So I think that in an effort to avoid this behavior I shifted to completely the opposite. I was always looking to what comes next and not what's going on now. What am I doing tomorrow or this weekend? That I have to be at work the next morning instead of enjoying the night I have to spend alone with my wife.

I've realized that I need to focus more on the moment, to enjoy the here and now and to not be rushing off to tomorrow or next weekend. It is good to have things to look forward to but not so much so that you don't enjoy where you are at present. I need to stop worrying about the fact that I may not be perfectly mastering a technique in Jiu Jitsu and appreciate the moment that I am being taught and the privilege of learning from such great instructors. I need to stop and enjoy my daughter giggling as I tease her or makes jokes and stop worrying about what time she has to be at a Girl Scouts function the next day. I need to enjoy sitting and watching a movie with my wife's head on my chest and stop thinking about how much work I have on my desk waiting for me the next day.

I also thought about the fact that there are so many people out there right now who have it so much worse than I do.
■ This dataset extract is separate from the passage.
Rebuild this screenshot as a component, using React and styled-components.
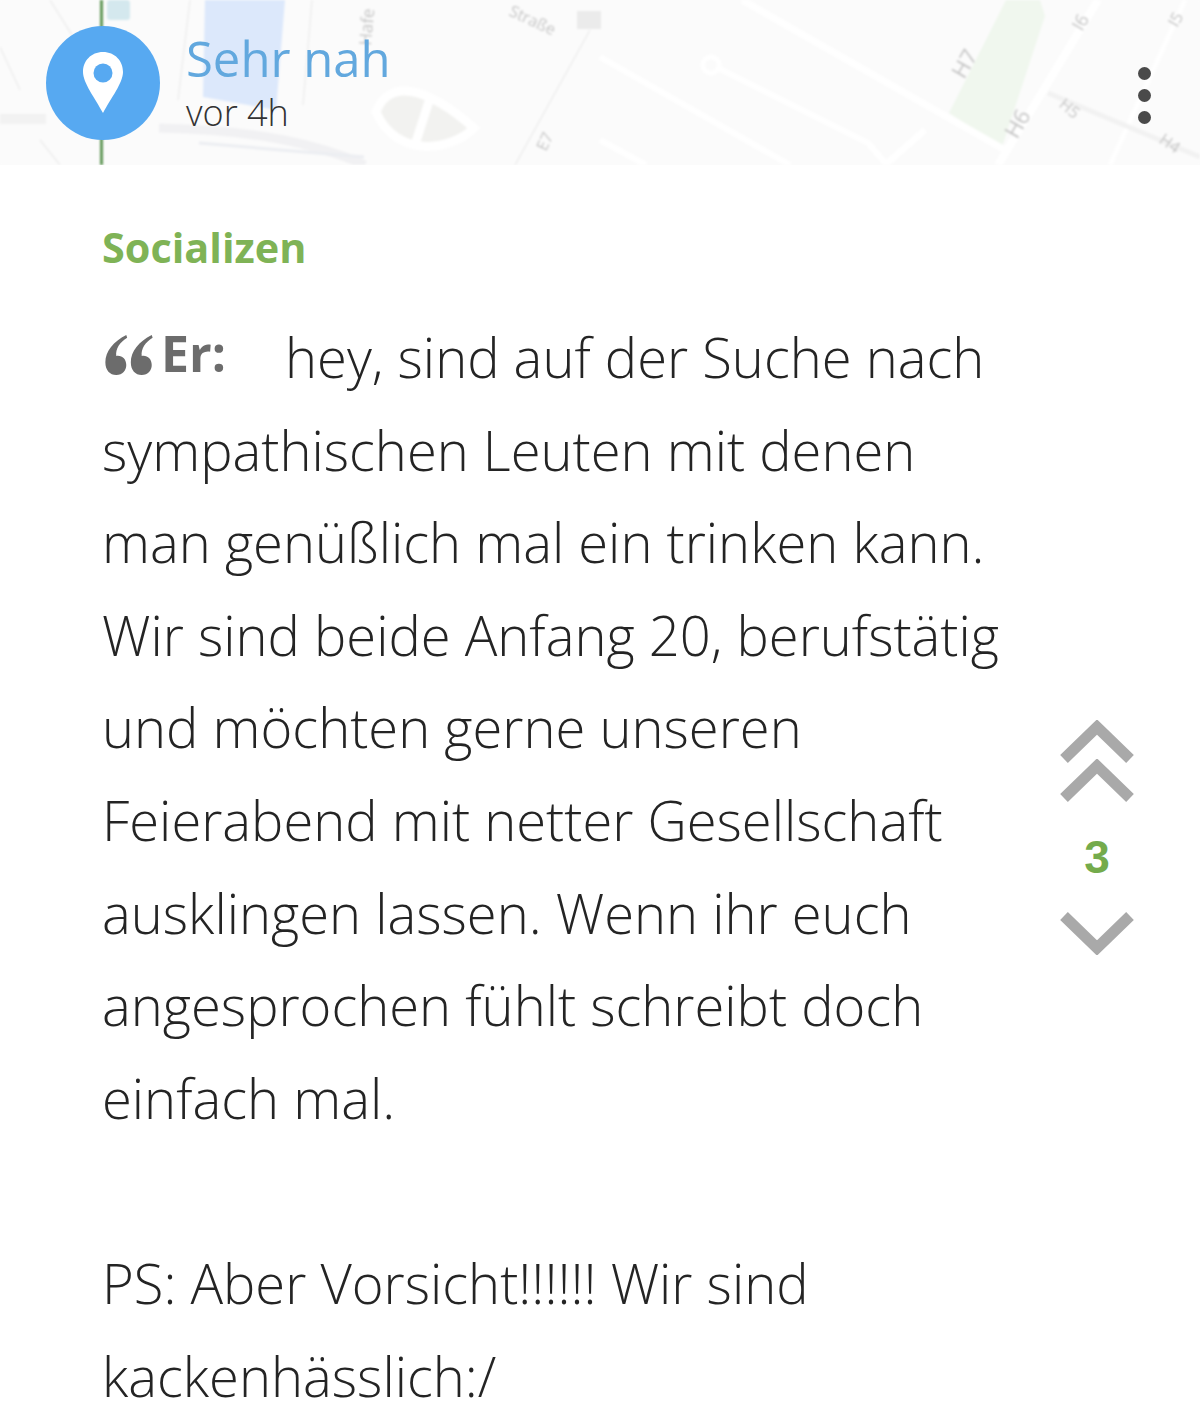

I know that sometimes I can be overcome by thoughts of sorrow or hopelessness or frustration and that part of that is genetic and part of it is my own obsessing over meaningless crap. I am a lucky man, I am married to a fantastic woman, I have a wonderful daughter, my wife and I have good jobs, and a nice house. I have a wonderful family and amazing friends.

I have lost my father, who was one of my absolute most favorite people in the entire world. But I have not lost everything. And instead of focusing on the fact that I lost someone that I loved so very much, I think I need to try and focus more on the fact that I still have so many people who I love and who love me so very much. And to be grateful for what I do have instead of being so angry about what I no longer have anymore. And I need also need to be grateful for all those years I did have with my father. I got a little over 32 years with him and that's 29 more than Erin got with her Dad. And I need to cherish those memories, instead of regretting that there will not be more of them.
So I just want to say, stop living in the past, stop longing for the future, and live in and love the moment that you are in.